Apple vs Microsoft - the chips are down

Should you buy your chips ready-made, or cook them yourself? Depends whether you're Apple or Microsoft.
Written by Rupert Goodwins, Contributor

Should you buy your chips ready-made, or cook them yourself? Depends whether you're Apple or Microsoft.

Let's take Microsoft first. It has its own Xbox Semiconductor Design Group, which among other things designed the graphics processor for the Xbox 360. Unfortunately for the group – and Microsoft – this is the component that's being fingered as the culprit behind the Red Ring Of Death. The chip dissipated too much power, ran far too hot and frequently expired. According to EE Times (apologies for the long quote):

"The Xbox 360 recall a year ago happened because "Microsoft wanted to avoid an ASIC vendor," said Lewis [Bryan Lewis, chief analyst at Gartner]. Microsoft designed the graphic chip on its own, cut a traditional ASIC vendor out of the process and went straight to Taiwan Semiconductor Manufacturing Co. Ltd., he explained. But in the end, by going cheap--hoping to save tens of millions of dollars in ASIC design costs, Microsoft ended up paying more than $1 billion for its Xbox 360 recall. To fix the problem, Microsoft went back to an unnamed ASIC vendor based in the United States and redesigned the chip, Lewis added. ([...] most likely the former ATI Technologies [...]) Asked the moral of the story, Lewis said: "Had Microsoft left the graphics processor design to an ASIC vendor in the first place, would they have been able to avoid this problem? Probably. The ASIC vendor could have been able to design a graphics processor that dissipates much less power."

Lewis goes on to conclude that systems houses have no business designing their own chips, and should leave it to external companies that know what they're doing and have plenty of capacity at the moment.

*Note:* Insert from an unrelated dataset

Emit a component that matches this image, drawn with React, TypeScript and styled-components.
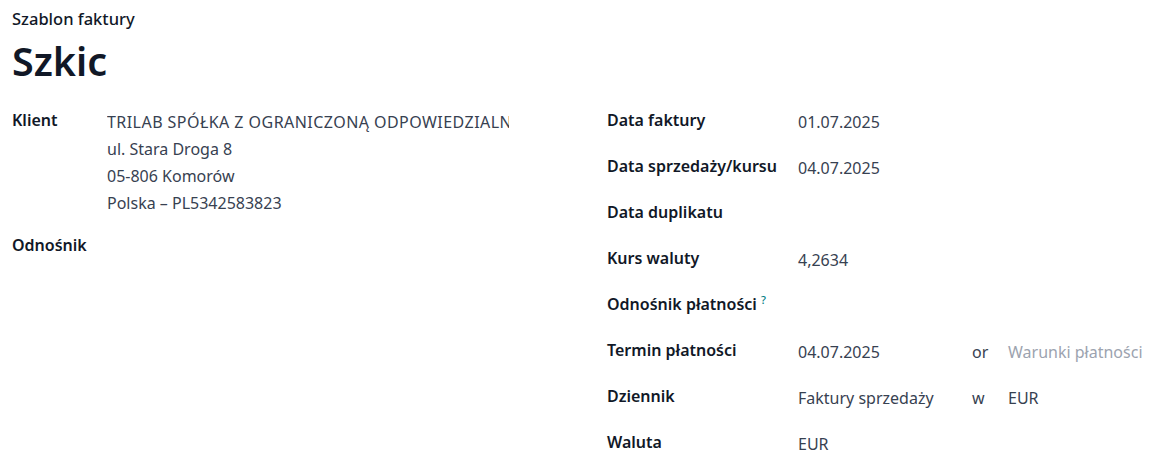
import React from 'react';
import styled, { createGlobalStyle } from 'styled-components';

const GlobalStyle = createGlobalStyle`
  html, body {
    margin: 0;
    padding: 0;
    background: #fff;
  }
  body {
    font-family: "Noto Sans", "Open Sans", sans-serif;
    font-size: 16px;
    color: #111827;
  }
`;

const Sheet = styled.div`
  padding: 8px 12px 0 12px;
`;

const Subtitle = styled.div`
  font-size: 16.5px;
  font-weight: 500;
  line-height: 24px;
  margin-top: -1px;
`;

const Title = styled.h1`
  margin: 4px 0 21px 0;
  font-size: 39.5px;
  font-weight: 600;
  line-height: 52px;
`;

const Groups = styled.div`
  display: grid;
  grid-template-columns: 595px 1fr;
`;

const Group = styled.div<{ $labelWidth: number }>`
  display: grid;
  grid-template-columns: ${(p) => p.$labelWidth}px 1fr;
  align-content: start;
`;

const Label = styled.div`
  font-weight: 600;
  line-height: 24px;
  padding-bottom: 22px;
  white-space: nowrap;
`;

const Help = styled.sup`
  color: #017e84;
  font-size: 11px;
  font-weight: 500;
  line-height: 0;
  margin-left: 4px;
`;

const Value = styled.div`
  color: #374151;
  line-height: 24px;
  padding-top: 2px;
`;

const Address = styled.div`
  color: #374151;
  line-height: 27px;
  padding-top: 1px;
  padding-bottom: 16px;
`;

const Clip = styled.div`
  width: 402px;
  overflow: hidden;
  white-space: nowrap;
  letter-spacing: 0.45px;
`;

const Inline = styled.div`
  display: grid;
  grid-template-columns: 174px 36px 1fr;
  color: #374151;
  line-height: 24px;
  padding-top: 2px;
  white-space: nowrap;
`;

const Joiner = styled.span`
  color: #374151;
`;

const Placeholder = styled.span`
  color: #9ca3af;
`;

export default function App() {
  return (
    <Sheet>
      <GlobalStyle />
      <Subtitle>Szablon faktury</Subtitle>
      <Title>Szkic</Title>
      <Groups>
        <Group $labelWidth={95}>
          <Label>Klient</Label>
          <Address>
            <Clip>TRILAB SPÓŁKA Z OGRANICZONĄ ODPOWIEDZIALNOŚCIĄ</Clip>
            <div>ul. Stara Droga 8</div>
            <div>05-806 Komorów</div>
            <div>Polska – PL5342583823</div>
          </Address>
          <Label>Odnośnik</Label>
          <Value />
        </Group>
        <Group $labelWidth={191}>
          <Label>Data faktury</Label>
          <Value>01.07.2025</Value>
          <Label>Data sprzedaży/kursu</Label>
          <Value>04.07.2025</Value>
          <Label>Data duplikatu</Label>
          <Value />
          <Label>Kurs waluty</Label>
          <Value>4,2634</Value>
          <Label>
            Odnośnik płatności<Help>?</Help>
          </Label>
          <Value />
          <Label>Termin płatności</Label>
          <Inline>
            <span>04.07.2025</span>
            <Joiner>or</Joiner>
            <Placeholder>Warunki płatności</Placeholder>
          </Inline>
          <Label>Dziennik</Label>
          <Inline>
            <span>Faktury sprzedaży</span>
            <Joiner>w</Joiner>
            <span>EUR</span>
          </Inline>
          <Label>Waluta</Label>
          <Value>EUR</Value>
        </Group>
      </Groups>
    </Sheet>
  );
}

Logical enough. But Apple's now giving out a bit more information about its purchase of PA Semi, the processor design company it bought recently amid speculation that it's looking to cut Intel out of some of the action. At the time, I thought it might be for some custom high-performance circuitry aimed at new appliances, but since then there have been rumours that PA Semi was looking for a white knight, was friendly with Apple anyway and may even have had projects on the go for Cupertino. In which case, Apple had stuff to rescue and saw an offer too good to refuse.

Apple is indeed going to design its own chips, but Intel shouldn't be too worried: they're going to be for places Intel doesn't yet go. “PA Semi is going to do system-on-chips for iPhones and iPods,”, Steve Jobs told the New York Times. Given that one of the iPhone's big problems is its cost – estimates range between $400 and $460 wholesale – keeping Apple reliant on the handset discount model and the power in the hands of the networks, then this looks plausible. You get the best cost reduction by making chips that are precisely tuned to the needs of your particular hardware. If they work.

So, who's right? The two cases aren't directly comparable. PA Semi has exactly the sort of real-world experience bought in a commercial environment that Microsoft's design group most keenly missed. But that ends now: one of the big problems of having an in-house group is that it doesn't get exposed to lots of different demands by lots of different companies, And other parts of the company feel compelled to use that group instead of getting a more appropriate deal outside: valuable cues are missed, politics blossoms and competitive advantage is lost. There are places and times when having your own chip-designing expertise is a good thing – Sinclair Research's use of Ferranti's ground-breaking ULA in the ZX81 was a good example -- but I'm not sure either are common at the moment.

I'm with Gartner on this one. The Red Ring Of Death should hang above every technology company CEO's desk – a baleful anti-halo, warning to stick to the knitting.